__Data shown__:
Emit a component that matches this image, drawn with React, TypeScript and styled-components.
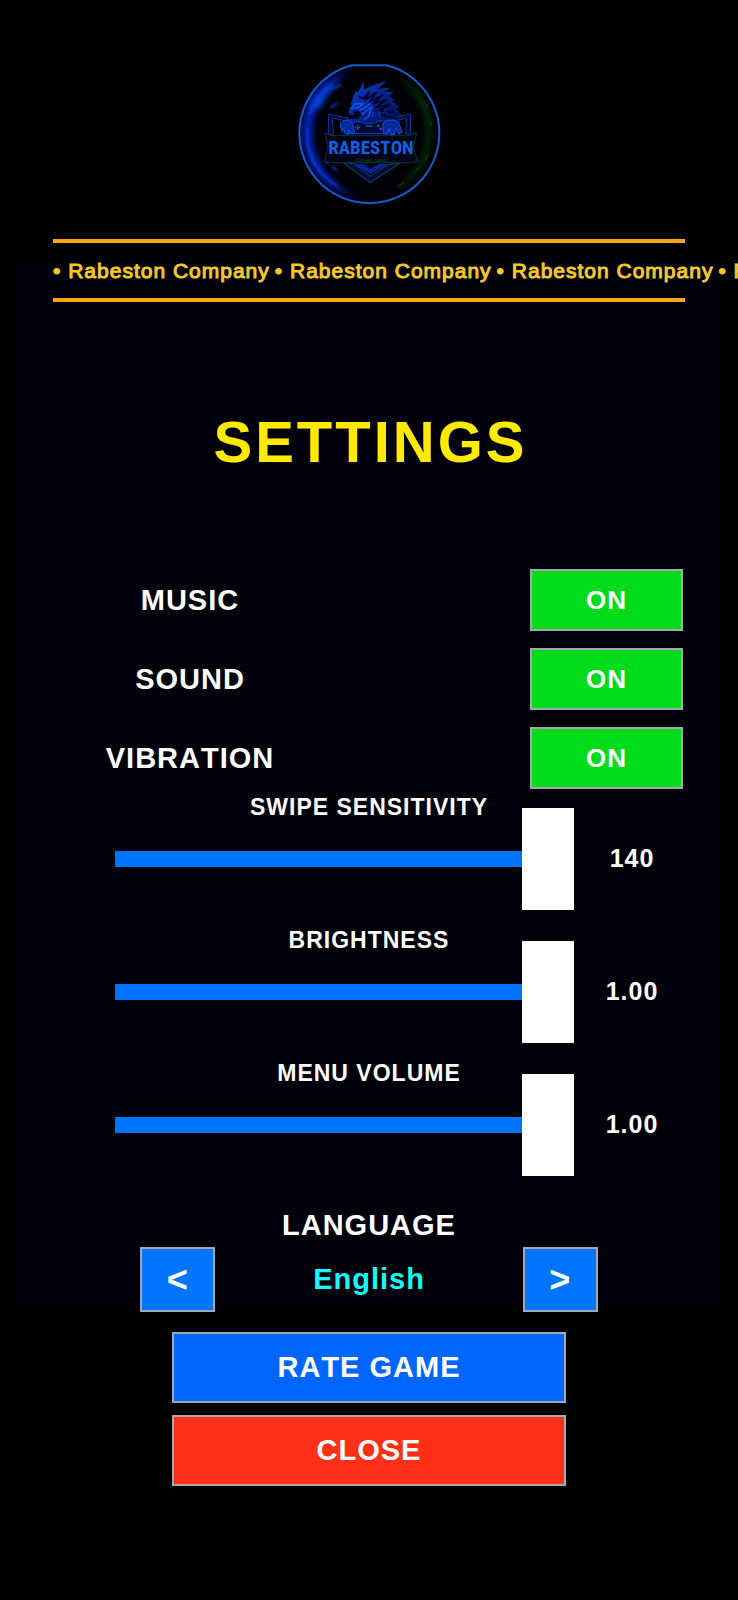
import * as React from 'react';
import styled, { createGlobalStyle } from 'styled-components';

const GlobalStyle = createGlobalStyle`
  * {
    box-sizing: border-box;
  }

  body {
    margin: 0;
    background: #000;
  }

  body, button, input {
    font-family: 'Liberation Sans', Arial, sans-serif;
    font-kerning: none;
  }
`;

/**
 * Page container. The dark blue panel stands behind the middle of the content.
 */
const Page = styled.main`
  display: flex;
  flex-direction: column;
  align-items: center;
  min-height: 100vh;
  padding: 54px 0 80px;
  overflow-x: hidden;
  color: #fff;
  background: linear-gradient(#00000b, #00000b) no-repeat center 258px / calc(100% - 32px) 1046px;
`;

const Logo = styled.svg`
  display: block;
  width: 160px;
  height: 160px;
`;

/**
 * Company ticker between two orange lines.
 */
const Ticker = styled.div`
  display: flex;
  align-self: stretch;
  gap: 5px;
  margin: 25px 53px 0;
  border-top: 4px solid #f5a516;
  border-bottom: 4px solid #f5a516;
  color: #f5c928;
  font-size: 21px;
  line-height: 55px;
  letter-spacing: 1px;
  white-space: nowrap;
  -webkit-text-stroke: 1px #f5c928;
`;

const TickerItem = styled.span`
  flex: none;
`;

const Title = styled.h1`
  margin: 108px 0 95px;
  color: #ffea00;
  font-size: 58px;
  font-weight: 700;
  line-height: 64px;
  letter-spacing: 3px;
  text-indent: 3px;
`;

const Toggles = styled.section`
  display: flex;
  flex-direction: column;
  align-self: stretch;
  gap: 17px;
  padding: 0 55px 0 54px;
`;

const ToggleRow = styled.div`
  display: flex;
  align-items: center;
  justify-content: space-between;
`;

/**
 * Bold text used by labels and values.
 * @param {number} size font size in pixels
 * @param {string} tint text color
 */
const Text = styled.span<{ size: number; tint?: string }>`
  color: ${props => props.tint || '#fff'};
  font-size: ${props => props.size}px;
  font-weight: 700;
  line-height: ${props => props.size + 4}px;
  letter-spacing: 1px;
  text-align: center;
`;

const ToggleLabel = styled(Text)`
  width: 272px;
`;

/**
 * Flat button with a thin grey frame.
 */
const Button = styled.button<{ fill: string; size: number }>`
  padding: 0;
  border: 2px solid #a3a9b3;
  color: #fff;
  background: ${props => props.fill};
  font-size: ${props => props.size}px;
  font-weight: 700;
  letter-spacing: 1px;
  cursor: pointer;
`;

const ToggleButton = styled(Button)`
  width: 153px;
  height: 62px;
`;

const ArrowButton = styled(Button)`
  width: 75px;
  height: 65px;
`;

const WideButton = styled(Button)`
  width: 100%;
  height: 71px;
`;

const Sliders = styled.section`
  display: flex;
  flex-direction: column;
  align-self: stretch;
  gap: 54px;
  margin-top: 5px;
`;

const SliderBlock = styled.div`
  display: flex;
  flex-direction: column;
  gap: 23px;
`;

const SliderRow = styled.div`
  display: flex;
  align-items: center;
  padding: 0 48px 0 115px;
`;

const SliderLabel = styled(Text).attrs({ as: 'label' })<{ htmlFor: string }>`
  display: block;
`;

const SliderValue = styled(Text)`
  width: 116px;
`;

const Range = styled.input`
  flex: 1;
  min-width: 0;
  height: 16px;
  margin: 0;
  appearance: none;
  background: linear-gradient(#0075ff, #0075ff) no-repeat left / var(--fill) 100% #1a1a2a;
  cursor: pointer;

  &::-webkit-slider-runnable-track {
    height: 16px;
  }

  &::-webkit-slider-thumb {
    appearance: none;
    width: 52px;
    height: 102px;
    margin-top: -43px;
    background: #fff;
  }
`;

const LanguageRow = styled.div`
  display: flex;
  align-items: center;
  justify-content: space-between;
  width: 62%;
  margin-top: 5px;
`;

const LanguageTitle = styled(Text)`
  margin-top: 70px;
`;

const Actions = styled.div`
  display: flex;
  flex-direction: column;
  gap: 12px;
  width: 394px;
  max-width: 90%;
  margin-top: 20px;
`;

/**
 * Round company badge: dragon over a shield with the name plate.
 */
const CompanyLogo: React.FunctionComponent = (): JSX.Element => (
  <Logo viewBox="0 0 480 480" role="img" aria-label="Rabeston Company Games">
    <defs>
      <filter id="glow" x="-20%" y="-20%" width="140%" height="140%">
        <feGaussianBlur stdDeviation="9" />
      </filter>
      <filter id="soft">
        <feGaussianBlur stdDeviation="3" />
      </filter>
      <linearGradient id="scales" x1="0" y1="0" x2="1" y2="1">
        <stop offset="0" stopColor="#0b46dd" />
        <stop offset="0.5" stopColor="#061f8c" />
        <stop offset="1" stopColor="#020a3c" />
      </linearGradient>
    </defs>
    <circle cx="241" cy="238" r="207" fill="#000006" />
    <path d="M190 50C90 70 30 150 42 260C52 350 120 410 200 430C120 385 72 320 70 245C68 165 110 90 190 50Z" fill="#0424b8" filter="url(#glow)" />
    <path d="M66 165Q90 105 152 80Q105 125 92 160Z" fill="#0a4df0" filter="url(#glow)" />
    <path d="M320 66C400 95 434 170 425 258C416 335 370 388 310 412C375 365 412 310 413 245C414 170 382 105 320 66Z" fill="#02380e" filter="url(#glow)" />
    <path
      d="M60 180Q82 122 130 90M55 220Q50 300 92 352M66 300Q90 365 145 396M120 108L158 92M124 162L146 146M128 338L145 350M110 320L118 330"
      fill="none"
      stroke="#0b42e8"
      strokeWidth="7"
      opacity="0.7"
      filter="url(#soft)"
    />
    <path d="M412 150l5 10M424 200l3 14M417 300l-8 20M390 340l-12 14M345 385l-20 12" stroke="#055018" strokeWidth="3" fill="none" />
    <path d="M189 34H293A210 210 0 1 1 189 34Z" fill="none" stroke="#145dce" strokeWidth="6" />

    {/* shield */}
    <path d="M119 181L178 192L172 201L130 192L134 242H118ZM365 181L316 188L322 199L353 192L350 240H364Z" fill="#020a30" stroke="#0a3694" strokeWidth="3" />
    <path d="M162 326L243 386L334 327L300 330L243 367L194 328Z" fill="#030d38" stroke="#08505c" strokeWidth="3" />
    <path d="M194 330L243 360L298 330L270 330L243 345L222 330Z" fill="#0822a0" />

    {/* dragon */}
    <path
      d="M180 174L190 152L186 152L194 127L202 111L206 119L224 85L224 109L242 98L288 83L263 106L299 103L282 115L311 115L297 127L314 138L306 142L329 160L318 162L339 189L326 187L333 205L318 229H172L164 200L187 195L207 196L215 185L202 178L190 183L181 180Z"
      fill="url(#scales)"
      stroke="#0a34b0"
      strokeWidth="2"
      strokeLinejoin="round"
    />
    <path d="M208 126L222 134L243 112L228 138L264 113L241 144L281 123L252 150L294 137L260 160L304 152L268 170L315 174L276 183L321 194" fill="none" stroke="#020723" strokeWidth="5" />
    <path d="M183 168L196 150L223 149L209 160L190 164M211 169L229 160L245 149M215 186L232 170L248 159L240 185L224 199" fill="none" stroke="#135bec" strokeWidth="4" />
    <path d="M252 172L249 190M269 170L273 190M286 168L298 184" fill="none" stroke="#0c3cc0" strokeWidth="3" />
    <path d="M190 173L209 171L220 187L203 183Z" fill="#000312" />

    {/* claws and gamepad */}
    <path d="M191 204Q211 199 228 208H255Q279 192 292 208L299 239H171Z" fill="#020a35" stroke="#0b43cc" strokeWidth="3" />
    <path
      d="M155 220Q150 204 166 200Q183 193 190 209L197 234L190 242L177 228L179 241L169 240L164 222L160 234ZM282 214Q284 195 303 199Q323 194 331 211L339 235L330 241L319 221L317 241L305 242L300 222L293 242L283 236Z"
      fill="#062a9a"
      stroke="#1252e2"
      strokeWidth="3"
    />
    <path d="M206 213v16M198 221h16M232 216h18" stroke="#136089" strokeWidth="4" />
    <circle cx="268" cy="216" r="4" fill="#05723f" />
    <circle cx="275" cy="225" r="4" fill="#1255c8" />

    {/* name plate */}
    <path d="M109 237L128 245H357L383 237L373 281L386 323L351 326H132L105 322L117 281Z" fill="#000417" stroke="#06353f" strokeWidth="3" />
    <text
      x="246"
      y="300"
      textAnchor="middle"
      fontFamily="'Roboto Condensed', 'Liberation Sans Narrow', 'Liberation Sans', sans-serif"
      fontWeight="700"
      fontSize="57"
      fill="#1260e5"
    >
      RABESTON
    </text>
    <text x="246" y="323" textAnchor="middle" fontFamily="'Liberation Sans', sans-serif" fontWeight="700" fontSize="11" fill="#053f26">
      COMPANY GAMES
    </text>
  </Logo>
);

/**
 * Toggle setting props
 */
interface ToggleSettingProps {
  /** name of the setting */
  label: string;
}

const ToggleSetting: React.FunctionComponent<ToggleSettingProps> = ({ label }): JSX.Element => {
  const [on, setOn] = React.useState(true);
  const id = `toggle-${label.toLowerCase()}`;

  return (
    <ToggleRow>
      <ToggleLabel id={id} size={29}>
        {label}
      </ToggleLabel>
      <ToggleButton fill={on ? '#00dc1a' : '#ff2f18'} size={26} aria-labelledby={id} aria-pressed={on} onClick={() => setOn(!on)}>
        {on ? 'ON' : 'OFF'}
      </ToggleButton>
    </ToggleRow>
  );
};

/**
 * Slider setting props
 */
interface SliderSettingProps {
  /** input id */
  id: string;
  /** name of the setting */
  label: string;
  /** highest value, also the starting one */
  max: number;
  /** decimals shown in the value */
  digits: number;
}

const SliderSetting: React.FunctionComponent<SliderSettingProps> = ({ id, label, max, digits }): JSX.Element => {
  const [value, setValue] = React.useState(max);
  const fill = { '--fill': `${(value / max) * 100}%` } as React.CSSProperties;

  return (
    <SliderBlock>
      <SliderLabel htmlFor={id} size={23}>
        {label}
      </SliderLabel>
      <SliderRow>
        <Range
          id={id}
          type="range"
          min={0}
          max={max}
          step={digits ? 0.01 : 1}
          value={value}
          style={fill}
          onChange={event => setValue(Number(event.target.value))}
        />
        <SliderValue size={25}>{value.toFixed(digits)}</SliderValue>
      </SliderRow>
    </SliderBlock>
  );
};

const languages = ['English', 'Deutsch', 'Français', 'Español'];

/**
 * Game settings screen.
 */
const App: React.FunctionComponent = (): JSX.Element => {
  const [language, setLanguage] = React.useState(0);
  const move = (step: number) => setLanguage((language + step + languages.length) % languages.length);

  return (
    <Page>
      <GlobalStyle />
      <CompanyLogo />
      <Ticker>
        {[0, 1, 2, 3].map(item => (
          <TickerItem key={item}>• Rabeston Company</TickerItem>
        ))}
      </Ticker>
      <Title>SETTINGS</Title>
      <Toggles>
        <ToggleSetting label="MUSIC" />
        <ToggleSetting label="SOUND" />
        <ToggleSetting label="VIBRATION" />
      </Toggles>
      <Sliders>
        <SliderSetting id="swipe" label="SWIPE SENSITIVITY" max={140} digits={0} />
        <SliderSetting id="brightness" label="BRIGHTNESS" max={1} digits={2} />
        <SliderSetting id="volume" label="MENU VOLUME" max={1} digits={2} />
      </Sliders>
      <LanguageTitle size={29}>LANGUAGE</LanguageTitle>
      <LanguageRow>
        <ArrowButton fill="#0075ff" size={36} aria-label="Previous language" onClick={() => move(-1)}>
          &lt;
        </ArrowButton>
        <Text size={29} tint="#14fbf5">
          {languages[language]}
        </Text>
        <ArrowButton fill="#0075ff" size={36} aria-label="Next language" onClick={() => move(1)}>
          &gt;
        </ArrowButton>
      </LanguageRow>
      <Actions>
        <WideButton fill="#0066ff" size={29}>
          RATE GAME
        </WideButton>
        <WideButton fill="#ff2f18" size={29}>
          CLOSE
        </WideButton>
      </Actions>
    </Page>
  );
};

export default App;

__Task directions__: Which lines in the listing above hold the word "with"? Show each of them.

__Solution to this exercise__:
Emit a component that matches this image, drawn with React, TypeScript and styled-components.
 * Flat button with a thin grey frame.
 * Round company badge: dragon over a shield with the name plate.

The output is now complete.